Daily granularity evaluates drift per day — detailed but can be noisy.
Weekly granularity smooths short-term variance, giving cleaner insight into slow changes or long-term drift.
Monthly granularity aggregates heavily — useful for stable, long-term tracking.

Setting a coarser granularity (like weekly) enlarges each time window, which may cause start times to appear earlier than your visible data because of anchor alignment to natural calendar intervals.

Best practices for interpreting dashboard insights

To make the best use of your drift/profiling dashboard:

Confirm window alignment: Understand that windows cover fixed periods (weeks, months) defined by system rules, not your dataset boundaries.
Filter empty windows: Ignore windows with no actual data records loaded; drift metrics will naturally be zero or incomplete.
Use weekly or daily granularity depending on data volume:
- For continuous, high-frequency model input — daily granularity gives precision.
- For moderate datasets (like yours) — weekly granularity balances stability and detectability.
Leverage feature-level drift metrics: Focus on which input features are showing the largest change in distribution between windows; these usually explain model degradation or instability.
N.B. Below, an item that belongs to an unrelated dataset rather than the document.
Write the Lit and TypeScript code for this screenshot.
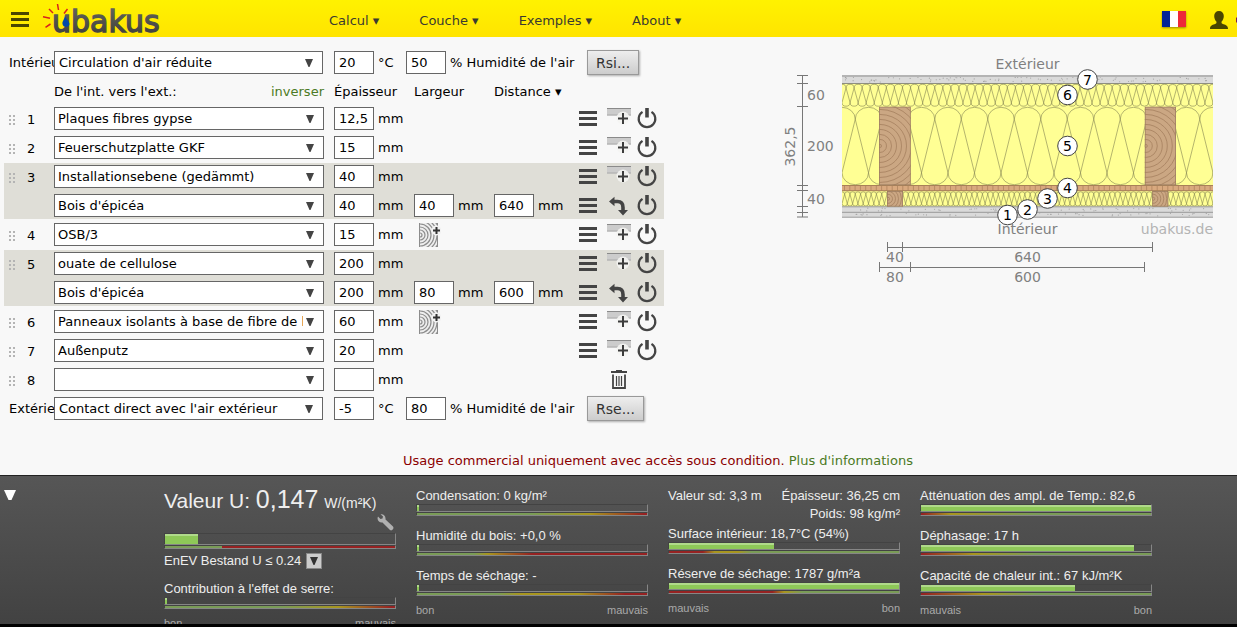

In short, the February 24 start time appears because your chosen one-week granularity anchors to full calendar weeks rather than your actual data start date. This is normal and ensures consistent comparison across all future monitoring windows.

AbhayPSingh · ‎10-24-2025

More or less repeating what Mark said and adding some additional thoughts.

Why the Window Starts from February 24

The reason you're seeing a window starting from February 24 (even though your data starts March 1) is because monitoring systems align time windows to standard calendar boundaries rather than your data's actual start date.

When you set a 1-week granularity:

- The system creates windows aligned to calendar weeks (typically Monday-Sunday or Sunday-Saturday)

- March 1, 2025 is a Saturday

- The calendar week containing March 1 actually starts on February 24 (Monday) and ends on March 2 (Sunday)

- This is why your first window shows: February 24 00:00:00 to March 3 00:00:00

How Granularity Works

Granularity in monitoring systems determines:

1. Window Size: The time period for aggregating metrics

- 1 week = 7-day windows

- Windows are fixed to calendar boundaries

2. Alignment: Windows snap to standard intervals

- Weekly: Aligns to start of week (Monday or Sunday)

- Daily: Aligns to midnight

- Monthly: Aligns to first of month

3. Coverage: Each window includes all data points within that time range

- Your March 1-2 data falls into the Feb 24 - Mar 2 window

- March 3-9 data goes into the next window

- March 10-14 data goes into a third window

Best Practices for Granularity Selection

Choose granularity based on:

1. Data Volume

- High volume (1000s/day): Use daily or weekly

- Medium volume (100s/day): Use weekly or bi-weekly

- Low volume (<100/day): Use monthly

2. Change Detection Needs

- Rapid drift detection: Use daily

- Stable patterns: Use weekly/monthly

- Seasonal patterns: Match the seasonality period

3. Business Requirements

- Real-time monitoring: Daily or shorter

- Trend analysis: Weekly/monthly

- Reporting cycles: Align with business reporting

Getting Insights from the Dashboard

To maximize dashboard value:

1. Focus on Drift Metrics

- Look for sudden spikes in drift scores

- Compare consecutive windows for trends

- Set alerts for significant drift thresholds

2. Analyze Feature Statistics

- Monitor mean/median shifts

- Check distribution changes (histograms)

- Track null rates and data quality

3. Time-based Patterns

- Compare weekday vs weekend patterns

- Identify seasonal trends

- Look for gradual vs sudden changes

4. Actionable Insights

- Prioritize features with highest drift

- Correlate drift with model performance

- Document when/why drift occurs

Recommendations for Your Setup

Given your March 1-14 data with weekly granularity:

1. Expect 3 windows:

- Feb 24 - Mar 2 (contains Mar 1-2 data)

- Mar 3 - Mar 9 (full week of data)

- Mar 10 - Mar 16 (contains Mar 10-14 data)

2. Consider adjusting granularity if:

- You need faster drift detection → Use daily

- You have limited data → Use bi-weekly

- You want smoother trends → Use monthly

3. Handle partial windows:

- First/last windows may have less data

- Consider minimum data thresholds for reliable metrics

- Document expected vs actual data coverage

The February start date in your window is completely normal behavior - it's the system ensuring consistent, comparable time windows aligned to calendar boundaries rather than your data boundaries.